## SUPPLIED DATA
[Begin]

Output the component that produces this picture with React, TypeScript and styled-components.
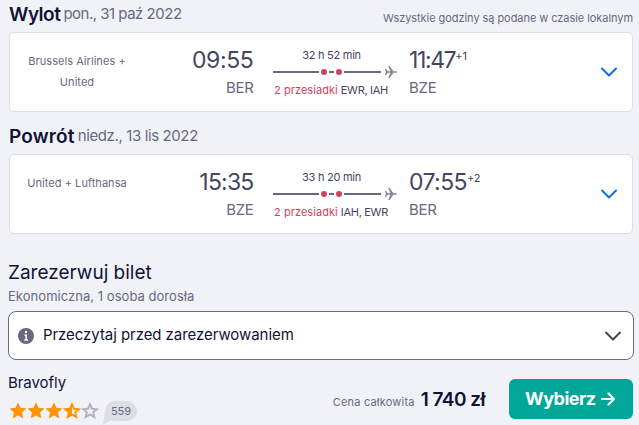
import React from 'react';
import styled, { createGlobalStyle } from 'styled-components';

const Global = createGlobalStyle`
  * { box-sizing: border-box; }
  body { margin: 0; background: #f1f2f8; font-family: Inter, sans-serif; color: #111236; overflow: hidden; }
`;

const Page = styled.main`
  width: 639px;
  height: 425px;
  padding: 0 6px 0 9px;
  overflow: hidden;
`;

const LegHeader = styled.header<{ $first?: boolean }>`
  display: flex;
  align-items: flex-start;
  height: ${(p) => (p.$first ? 32 : 42)}px;
  padding-top: ${(p) => (p.$first ? 3 : 13)}px;
  line-height: 24px;
  white-space: nowrap;
`;

const LegTitle = styled.h2<{ $tracking: number }>`
  margin: 0 3px 0 0;
  font-size: 19px;
  font-weight: 600;
  letter-spacing: ${(p) => p.$tracking}px;
`;

const LegDate = styled.span<{ $tracking: number }>`
  font-size: 15px;
  line-height: 21px;
  letter-spacing: ${(p) => p.$tracking}px;
  color: #68697f;
`;

const LocalNote = styled.span`
  margin-left: auto;
  padding-top: 3px;
  font-size: 11px;
  letter-spacing: -0.06px;
  color: #68697f;
`;

const LegCard = styled.section`
  display: grid;
  grid-template-columns: 135px 109px 19px 124px 12px 1fr 24px;
  height: 80px;
  padding-right: 11px;
  margin-right: -1px;
  width: 624px;
  background: #fff;
  border: 1px solid #dddde5;
  border-radius: 5px;
  white-space: nowrap;
`;

const Carrier = styled.div`
  padding: 18px 1px 0 0;
  text-align: center;
  white-space: normal;
  font-size: 11px;
  line-height: 21px;
  letter-spacing: 0.05px;
  color: #68697f;
  span { display: block; }
`;

const Stop = styled.div<{ $end?: boolean }>`
  padding-top: 13px;
  padding-right: ${(p) => (p.$end ? 0.5 : 0)}px;
  text-align: ${(p) => (p.$end ? 'right' : 'left')};
`;

const Time = styled.div<{ $tracking: number; $end?: boolean }>`
  display: flex;
  justify-content: ${(p) => (p.$end ? 'flex-end' : 'flex-start')};
  font-size: 23px;
  line-height: 28px;
  letter-spacing: ${(p) => p.$tracking}px;
  color: #444560;
`;

const DayShift = styled.sup`
  font-size: 11px;
  line-height: 21px;
  letter-spacing: 0;
`;

const Airport = styled.div`
  padding-top: 1px;
  font-size: 15px;
  line-height: 26px;
  letter-spacing: -0.3px;
  color: #68697f;
`;

const Route = styled.div`
  padding-top: 13px;
  font-size: 11px;
  line-height: 18px;
  color: #444560;
`;

const Duration = styled.div`
  width: 117px;
  text-align: center;
  letter-spacing: -0.25px;
`;

const RouteLine = styled.svg`
  display: block;
  width: 124px;
  height: 16px;
`;

const Stops = styled.div`
  display: flex;
  gap: 3px;
  padding: 1px 0 0 1px;
  letter-spacing: -0.3px;
`;

const StopCount = styled.span`
  letter-spacing: 0.06px;
  color: #d1435b;
`;

const ChevronIcon = styled.svg<{ $color: string }>`
  align-self: center;
  flex: none;
  width: 24px;
  height: 24px;
  fill: none;
  stroke: ${(p) => p.$color};
  stroke-width: 2;
  stroke-linecap: round;
  stroke-linejoin: round;
`;

const Booking = styled.section`
  padding-top: 27px;
`;

const BookingTitle = styled.h3`
  margin: 0 0 0 -1px;
  font-size: 19px;
  font-weight: 400;
  line-height: 24px;
  letter-spacing: 0;
`;

const BookingMeta = styled.p`
  margin: 0 0 0 -1px;
  padding-top: 1px;
  font-size: 13px;
  line-height: 20px;
  letter-spacing: 0.04px;
  color: #68697f;
`;

const Notice = styled.button`
  display: flex;
  align-items: center;
  width: 626px;
  height: 49px;
  margin: 5px 0 0 -1px;
  padding: 0 8px 0 9px;
  background: #fff;
  border: 1px solid #68697f;
  border-radius: 8px;
  font: inherit;
  font-size: 15px;
  letter-spacing: -0.06px;
  color: #111236;
  svg:last-child { margin-left: auto; }
`;

const NoticeText = styled.span`
  padding-bottom: 2px;
`;

const InfoIcon = styled.svg`
  width: 16px;
  height: 16px;
  margin-right: 9px;
`;

const Offer = styled.div`
  display: flex;
  padding-top: 13px;
`;

const Agent = styled.div`
  flex: 1;
  font-size: 15px;
  line-height: 20px;
  letter-spacing: -0.05px;
`;

const AgentName = styled.div`
  margin-left: -1px;
`;

const Rating = styled.div`
  display: flex;
  align-items: flex-start;
  padding-top: 8px;
`;

const Stars = styled.svg`
  width: 90px;
  height: 18px;
`;

const ReviewBubble = styled.span`
  position: relative;
  width: 32px;
  height: 20px;
  margin-left: 6px;
  border-radius: 10px;
  background: #dddde5;
  text-align: center;
  font-size: 11px;
  line-height: 20px;
  letter-spacing: 0;
  color: #68697f;
  &::before {
    content: '';
    position: absolute;
    left: -2px;
    top: 10px;
    width: 12px;
    height: 14px;
    background: #dddde5;
    clip-path: polygon(17% 0, 100% 70%, 55% 72%, 0 100%);
  }
`;

const Price = styled.div`
  display: flex;
  align-items: baseline;
  padding-top: 3px;
  margin-right: 24px;
  white-space: nowrap;
`;

const PriceLabel = styled.span`
  margin-right: 6px;
  font-size: 11px;
  letter-spacing: 0.2px;
  color: #68697f;
`;

const Amount = styled.strong`
  font-size: 19px;
  font-weight: 600;
  line-height: 48px;
  letter-spacing: -0.5px;
`;

const SelectButton = styled.button`
  display: flex;
  align-items: center;
  width: 124px;
  height: 40px;
  margin-top: 6px;
  padding: 0 0 0 16px;
  border: 0;
  border-radius: 6px;
  background: #00a698;
  color: #fff;
  font: inherit;
  font-size: 18px;
  font-weight: 700;
  letter-spacing: -0.5px;
  svg { margin-left: 4px; }
`;

const SelectLabel = styled.span`
  padding-bottom: 2px;
`;

const Chevron = ({ color }: { color: string }) => (
  <ChevronIcon $color={color} viewBox="0 0 24 24">
    <path d="M5 8.500l7 7 7-7" />
  </ChevronIcon>
);

const STAR = 'M9 1.3l2.2 5 5.4.5-4.1 3.6 1.2 5.3L9 12.9l-4.7 2.8 1.2-5.3L1.400 6.800l5.400-.5z';
const STAR_OUTLINE = 'M9 2.400l2 4.300 4.800.5-3.600 3.100 1.100 4.700L9 12.500l-4.300 2.500 1.100-4.700L2.200 7.200 7 6.700z';

type LegData = {
  carrier: string[];
  depart: string;
  departTracking: number;
  from: string;
  duration: string;
  via: string;
  arrive: string;
  arriveTracking: number;
  shift: string;
  to: string;
};

const Leg = ({ leg }: { leg: LegData }) => (
  <LegCard>
    <Carrier>{leg.carrier.map((c) => <span key={c}>{c}</span>)}</Carrier>
    <Stop $end>
      <Time $end $tracking={leg.departTracking}>{leg.depart}</Time>
      <Airport>{leg.from}</Airport>
    </Stop>
    <span />
    <Route>
      <Duration>{leg.duration}</Duration>
      <RouteLine viewBox="0 0 124 16">
        <path d="M0 8h46M56 8h5M71 8h37" stroke="#68697f" strokeWidth="2" />
        <circle cx="51" cy="8" r="3" fill="#d1435b" />
        <circle cx="66" cy="8" r="3" fill="#d1435b" />
        <path
          d="M112 5h1.200l1.600 2.200h2.500L115.200 2h1.500l3.700 5.200h2.700q1 .2 1 .8t-1 .8h-2.700L116.700 14h-1.500l2.100-5.200h-2.500L113.200 11H112l.8-3z"
          fill="#8b8799"
        />
      </RouteLine>
      <Stops><StopCount>2 przesiadki</StopCount><span>{leg.via}</span></Stops>
    </Route>
    <span />
    <Stop>
      <Time $tracking={leg.arriveTracking}>{leg.arrive}<DayShift>{leg.shift}</DayShift></Time>
      <Airport>{leg.to}</Airport>
    </Stop>
    <Chevron color="#0770e3" />
  </LegCard>
);

const OUTBOUND: LegData = {
  carrier: ['Brussels Airlines +', 'United'], depart: '09:55', departTracking: -0.35, from: 'BER',
  duration: '32 h 52 min', via: 'EWR, IAH', arrive: '11:47', arriveTracking: -1.4, shift: '+1', to: 'BZE',
};
const INBOUND: LegData = {
  carrier: ['United + Lufthansa'], depart: '15:35', departTracking: -0.8, from: 'BZE',
  duration: '33 h 20 min', via: 'IAH, EWR', arrive: '07:55', arriveTracking: -0.6, shift: '+2', to: 'BER',
};

export default function App() {
  return (
    <Page>
      <Global />
      <LegHeader $first>
        <LegTitle $tracking={-0.5}>Wylot</LegTitle>
        <LegDate $tracking={-0.5}>pon., 31 paź 2022</LegDate>
        <LocalNote>Wszystkie godziny są podane w czasie lokalnym</LocalNote>
      </LegHeader>
      <Leg leg={OUTBOUND} />
      <LegHeader>
        <LegTitle $tracking={0.15}>Powrót</LegTitle>
        <LegDate $tracking={-0.38}>niedz., 13 lis 2022</LegDate>
      </LegHeader>
      <Leg leg={INBOUND} />
      <Booking>
        <BookingTitle>Zarezerwuj bilet</BookingTitle>
        <BookingMeta>Ekonomiczna, 1 osoba dorosła</BookingMeta>
        <Notice>
          <InfoIcon viewBox="0 0 16 16">
            <circle cx="8" cy="8" r="8" fill="#68697f" />
            <circle cx="8" cy="4" r="1.200" fill="#fff" />
            <path d="M6.500 7.200h1.700v4.600M6.300 12h3.700" stroke="#fff" strokeWidth="1.600" fill="none" />
          </InfoIcon>
          <NoticeText>Przeczytaj przed zarezerwowaniem</NoticeText>
          <Chevron color="#444560" />
        </Notice>
      </Booking>
      <Offer>
        <Agent>
          <AgentName>Bravofly</AgentName>
          <Rating>
            <Stars viewBox="0 0 90 18">
              {[0, 18, 36].map((x) => (
                <path key={x} d={STAR} transform={`translate(${x} 1)`} fill="#ff9400" stroke="#ff9400" strokeLinejoin="round" />
              ))}
              <path d={STAR_OUTLINE} transform="translate(54 1)" fill="none" stroke="#ff9400" strokeWidth="2" />
              <path d="M9 1.300v11.600l-4.700 2.800 1.200-5.300L1.400 6.800l5.400-.5z" transform="translate(54 1)" fill="#ff9400" />
              <path d={STAR_OUTLINE} transform="translate(72 1)" fill="none" stroke="#b2b2bf" strokeWidth="2" />
            </Stars>
            <ReviewBubble>559</ReviewBubble>
          </Rating>
        </Agent>
        <Price>
          <PriceLabel>Cena całkowita</PriceLabel>
          <Amount>1 740 zł</Amount>
        </Price>
        <SelectButton>
          <SelectLabel>Wybierz</SelectLabel>
          <svg width="16" height="16" viewBox="0 0 16 16" fill="none" stroke="#fff" strokeWidth="2.200" strokeLinecap="round" strokeLinejoin="round">
            <path d="M2 8h12M8.500 2.500L14 8l-5.500 5.500" />
          </svg>
        </SelectButton>
      </Offer>
    </Page>
  );
}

[End]

## WORK TO BE COMPLETED
Give every line of the material that includes the string "React".

## EXERCISE RESPONSE
Output the component that produces this picture with React, TypeScript and styled-components.
import React from 'react';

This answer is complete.